WHAT NEEDS TO BE DONE
The lines to reproduce run from the first one through the line containing "string; count: number;". Reproduce them exactly.

BEGIN SOURCE MATERIAL

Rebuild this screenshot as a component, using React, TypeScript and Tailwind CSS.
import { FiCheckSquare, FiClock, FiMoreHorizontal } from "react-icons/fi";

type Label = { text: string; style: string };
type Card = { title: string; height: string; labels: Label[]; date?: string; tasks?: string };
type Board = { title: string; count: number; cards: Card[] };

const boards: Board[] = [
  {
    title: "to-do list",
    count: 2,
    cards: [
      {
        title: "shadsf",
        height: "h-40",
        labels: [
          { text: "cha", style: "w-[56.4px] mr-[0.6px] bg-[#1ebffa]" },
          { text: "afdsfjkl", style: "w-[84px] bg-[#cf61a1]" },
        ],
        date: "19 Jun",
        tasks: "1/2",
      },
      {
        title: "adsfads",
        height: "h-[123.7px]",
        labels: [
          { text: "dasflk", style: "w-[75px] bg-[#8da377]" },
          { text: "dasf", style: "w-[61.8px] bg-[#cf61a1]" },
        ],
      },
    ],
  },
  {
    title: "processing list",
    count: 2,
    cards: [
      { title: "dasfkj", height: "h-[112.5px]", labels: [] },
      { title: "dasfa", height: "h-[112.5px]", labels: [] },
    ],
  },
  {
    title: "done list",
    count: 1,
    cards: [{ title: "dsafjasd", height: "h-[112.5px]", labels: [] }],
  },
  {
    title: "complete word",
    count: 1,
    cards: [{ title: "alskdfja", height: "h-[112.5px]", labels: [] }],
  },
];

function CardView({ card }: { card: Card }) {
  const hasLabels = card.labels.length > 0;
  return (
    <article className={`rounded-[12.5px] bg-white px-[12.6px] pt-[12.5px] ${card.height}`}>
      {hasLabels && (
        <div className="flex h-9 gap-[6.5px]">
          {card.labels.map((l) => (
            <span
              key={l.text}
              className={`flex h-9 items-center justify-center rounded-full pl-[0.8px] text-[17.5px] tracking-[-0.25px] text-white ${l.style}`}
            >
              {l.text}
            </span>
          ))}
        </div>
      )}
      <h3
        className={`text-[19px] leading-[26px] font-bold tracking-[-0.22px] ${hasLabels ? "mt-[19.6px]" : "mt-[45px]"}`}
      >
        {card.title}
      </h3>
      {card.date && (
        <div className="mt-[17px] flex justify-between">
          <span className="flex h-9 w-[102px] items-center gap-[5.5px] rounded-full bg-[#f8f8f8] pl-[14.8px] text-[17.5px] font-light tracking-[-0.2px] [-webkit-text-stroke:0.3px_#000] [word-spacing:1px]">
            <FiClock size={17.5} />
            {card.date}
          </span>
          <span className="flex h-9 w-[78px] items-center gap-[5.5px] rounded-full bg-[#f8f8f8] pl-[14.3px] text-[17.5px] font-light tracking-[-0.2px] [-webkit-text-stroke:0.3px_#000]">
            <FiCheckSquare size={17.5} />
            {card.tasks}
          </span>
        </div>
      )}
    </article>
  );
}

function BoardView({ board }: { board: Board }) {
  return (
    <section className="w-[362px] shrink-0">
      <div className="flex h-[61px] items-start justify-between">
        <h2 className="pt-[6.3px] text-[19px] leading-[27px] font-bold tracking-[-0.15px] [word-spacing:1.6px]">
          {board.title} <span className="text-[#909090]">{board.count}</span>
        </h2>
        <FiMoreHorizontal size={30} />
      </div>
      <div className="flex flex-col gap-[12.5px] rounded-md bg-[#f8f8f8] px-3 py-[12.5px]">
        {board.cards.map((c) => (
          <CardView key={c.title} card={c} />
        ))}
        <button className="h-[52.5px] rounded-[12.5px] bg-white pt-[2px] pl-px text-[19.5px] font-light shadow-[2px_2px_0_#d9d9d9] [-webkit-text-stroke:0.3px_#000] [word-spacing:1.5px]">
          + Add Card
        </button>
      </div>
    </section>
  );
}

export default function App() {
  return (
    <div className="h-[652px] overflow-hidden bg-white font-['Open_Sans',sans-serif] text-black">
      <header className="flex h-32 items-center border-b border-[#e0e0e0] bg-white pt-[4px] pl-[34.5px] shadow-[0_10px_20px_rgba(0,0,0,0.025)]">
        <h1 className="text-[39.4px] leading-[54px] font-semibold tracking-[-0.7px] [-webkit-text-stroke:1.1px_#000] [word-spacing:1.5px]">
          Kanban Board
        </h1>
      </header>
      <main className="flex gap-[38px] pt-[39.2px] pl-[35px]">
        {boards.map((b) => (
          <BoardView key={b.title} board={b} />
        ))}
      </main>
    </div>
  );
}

END SOURCE MATERIAL

EXERCISE OUTPUT
Rebuild this screenshot as a component, using React, TypeScript and Tailwind CSS.
import { FiCheckSquare, FiClock, FiMoreHorizontal } from "react-icons/fi";

type Label = { text: string; style: string };
type Card = { title: string; height: string; labels: Label[]; date?: string; tasks?: string };
type Board = { title: string; count: number; cards: Card[] };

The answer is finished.